Tuesday, June 27, 2006

Flag Burning Amendment Thankfully Fails

The Congress shall have power to prohibit the physical desecration of the flag of the United States.
So reads the flag burning amendment the Senate rejected today by one vote today, deservedly killing the measure.

I hate flag burners. I hate the dirty, snot-nosed hippies who so hate our country, but can afford to be professional protesters leaching off of society and accomplishing nothing at all because of what our country is. I hate the childishness of it, and the utter inanity of the gesture. Who are they trying to impress or emulate - Jihadists? Nazis? (They liked to burn all kinds of things.) North Koreans? Iranian theocracy-sponsored demonstrators? Short of Jimmy Carter, has there ever been any American in power who would be moved by such an act?

But despite my strong feeling towards those who do it, there is simply no other reason in the world to burn a flag other than as a political statement. None. And political speech was what the Founders had in mind most when they limited the government from abridging free speech. There is no good reason to restrict such expression - no safety concerns, no national security issues, nothing. The only reason people want to make this particular form of expression illegal is because the content offends them. And that's not a good enough reason to suppress free expression, even in a small way, in a free society. After all, we are conservatives - we understand that we don't have a right not to be offended! Don't we?

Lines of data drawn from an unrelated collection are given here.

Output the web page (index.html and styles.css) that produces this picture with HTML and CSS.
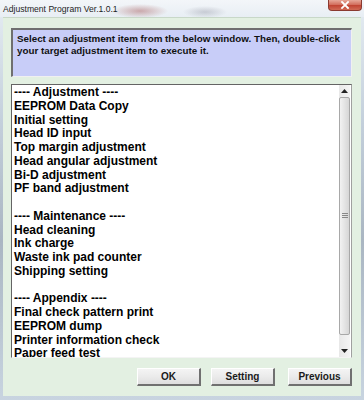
FILE: index.html
```html
<!DOCTYPE html>
<html>
<head>
<meta charset="utf-8">
<link rel="stylesheet" href="styles.css">
</head>
<body>
<div class="win">
  <div class="titlebar">
    <span class="title">Adjustment Program Ver.1.0.1</span>
    <div class="close"><svg width="10" height="8" viewBox="0 0 10 8"><path d="M2 1 L8 7 M8 1 L2 7" stroke="#fff" stroke-width="1.8" stroke-linecap="square"/></svg></div>
  </div>
  <div class="frame">
    <div class="info">Select an adjustment item from the below window. Then, double-click your target adjustment item to execute it.</div>
    <div class="list">
      <div class="items">
        <div>---- Adjustment ----</div>
        <div>EEPROM Data Copy</div>
        <div>Initial setting</div>
        <div>Head ID input</div>
        <div>Top margin adjustment</div>
        <div>Head angular adjustment</div>
        <div>Bi-D adjustment</div>
        <div>PF band adjustment</div>
        <div>&nbsp;</div>
        <div>---- Maintenance ----</div>
        <div>Head cleaning</div>
        <div>Ink charge</div>
        <div>Waste ink pad counter</div>
        <div>Shipping setting</div>
        <div>&nbsp;</div>
        <div>---- Appendix ----</div>
        <div>Final check pattern print</div>
        <div>EEPROM dump</div>
        <div>Printer information check</div>
        <div>Paper feed test</div>
      </div>
      <div class="scroll">
        <div class="arrow"><svg width="7" height="4" viewBox="0 0 7 4"><path d="M0 4 L3.5 0 L7 4 Z" fill="#222"/></svg></div>
        <div class="thumb"><svg width="6" height="6" viewBox="0 0 6 6"><path d="M0 0.5H6M0 2.5H6M0 4.5H6" stroke="#888" stroke-width="1"/></svg></div>
        <div class="arrow"><svg width="7" height="4" viewBox="0 0 7 4"><path d="M0 0 L3.5 4 L7 0 Z" fill="#222"/></svg></div>
      </div>
    </div>
    <div class="buttons">
      <button class="btn">OK</button>
      <button class="btn">Setting</button>
      <button class="btn prev">Previous</button>
    </div>
  </div>
</div>
</body>
</html>
```
FILE: styles.css
```css
html, body {
  margin: 0;
  padding: 0;
}
body {
  width: 364px;
  height: 400px;
  overflow: hidden;
  background: linear-gradient(180deg, #e6edf3 0%, #c4d0dc 30%, #aab6c2 60%, #c8d4e0 100%);
}
.win {
  width: 364px;
  height: 400px;
  display: flex;
  flex-direction: column;
}
.titlebar {
  position: relative;
  height: 17px;
  flex: none;
  display: flex;
  align-items: center;
  padding-left: 3px;
  background:
    radial-gradient(ellipse 28px 7px at 140px 11px, rgba(150, 60, 60, 0.4), rgba(150, 60, 60, 0) 100%),
    radial-gradient(ellipse 22px 6px at 205px 12px, rgba(90, 90, 110, 0.25), rgba(90, 90, 110, 0) 100%),
    linear-gradient(180deg, #f3f6f9 0%, #e8eef4 100%);
}
.title {
  font-family: "Liberation Sans", Arial, sans-serif;
  font-size: 8.6px;
  color: #1e1e1e;
  padding-top: 1px;
}
.close {
  position: absolute;
  right: 2px;
  top: 0;
  width: 34px;
  height: 11px;
  border-radius: 0 0 4px 4px;
  background: linear-gradient(180deg, #e7a899 0%, #d3705f 45%, #c14534 55%, #d06a55 100%);
  border: 1px solid #8a3a30;
  border-top: none;
  box-sizing: border-box;
  display: flex;
  align-items: center;
  justify-content: center;
}
.frame {
  flex: 1;
  margin: 0 3px 4px 3px;
  background: #e3f0e2;
  border-top: 1px solid #c8d8c8;
  box-sizing: border-box;
  padding: 10px 9px 0 8px;
  display: flex;
  flex-direction: column;
}
.info {
  height: 49px;
  box-sizing: border-box;
  background: #c8cdf8;
  border-top: 2px solid #6f6f6f;
  border-left: 2px solid #6f6f6f;
  border-right: 1px solid #f0f0f0;
  border-bottom: 1px solid #f0f0f0;
  padding: 3px 4px 0 4px;
  font-family: "Liberation Sans", Arial, sans-serif;
  font-weight: bold;
  font-size: 9.8px;
  line-height: 12px;
  color: #111;
}
.list {
  margin-top: 7px;
  height: 274px;
  box-sizing: border-box;
  background: #fff;
  border-top: 1px solid #646464;
  border-left: 1px solid #646464;
  border-right: 1px solid #a0a0a0;
  border-bottom: 1px solid #f4f4f4;
  display: flex;
  overflow: hidden;
}
.items {
  flex: 1;
  padding-left: 2px;
  padding-top: 1px;
  font-family: "Liberation Sans", Arial, sans-serif;
  font-weight: bold;
  font-size: 12px;
  line-height: 13.75px;
  color: #000;
  overflow: hidden;
  white-space: nowrap;
}
.scroll {
  width: 11px;
  flex: none;
  background: linear-gradient(90deg, #e8e8e8, #f4f4f4);
  display: flex;
  flex-direction: column;
  margin-right: 1px;
}
.arrow {
  height: 12px;
  flex: none;
  display: flex;
  align-items: center;
  justify-content: center;
}
.thumb {
  flex: 1;
  margin: 0 0 10px 0;
  box-sizing: border-box;
  border: 1px solid #a8a8a8;
  border-radius: 2px;
  background: linear-gradient(90deg, #f2f2f2 0%, #e4e4e4 50%, #d6d6d6 100%);
  display: flex;
  align-items: center;
  justify-content: center;
}
.buttons {
  display: flex;
  justify-content: flex-end;
  padding-top: 10px;
  gap: 10px;
}
.btn {
  width: 64px;
  height: 18px;
  margin: 0;
  padding: 0;
  box-sizing: border-box;
  background: linear-gradient(180deg, #f4f4f4 0%, #ebebeb 50%, #dedede 100%);
  border-top: 1px solid #ffffff;
  border-left: 1px solid #ffffff;
  border-right: 2px solid #707070;
  border-bottom: 2px solid #707070;
  font-family: "Liberation Sans", Arial, sans-serif;
  font-weight: bold;
  font-size: 10px;
  color: #1a1a1a;
}
.prev {
  margin-left: 3px;
}
```
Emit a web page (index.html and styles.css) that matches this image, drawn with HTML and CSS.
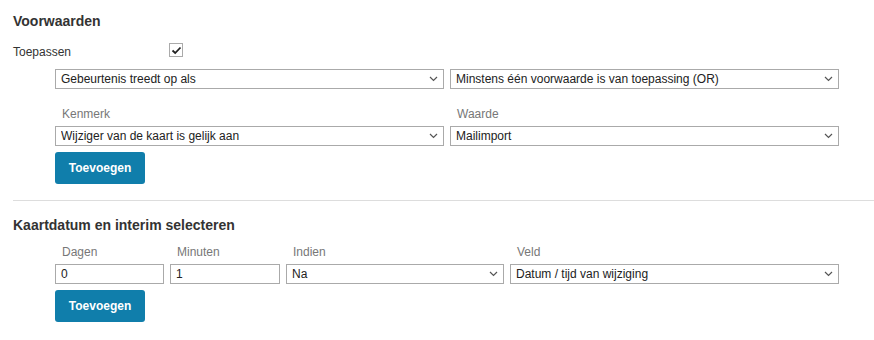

And what is a "flag," anyway? A design on a shirt? A drawing? A painting? A cap? A mural? A bumper sticker? And what does it mean to "desecrate" the flag? Carelessly letting it trail in the mud? Sewing a peace sign over the star field? Getting into a fender-bender with someone with a flag bumper sticker?

I am deeply, deeply offended by flag burning, but I am not harmed by it. The physical flag is only a piece of cloth - it is precisely because you can burn it without being thrown in jail by the government that makes it so special and so unique. Because of that, this amendment would have diminished our flag that I hold so dear, and in doing so, would have been the ultimate desecration of Old Glory.

1 comment:

Martin said...

I am glad this political maneuver failed. I am just a little disenchanted that it received so many votes in both houses. It was only one vote shying of a supermajority in the Senate.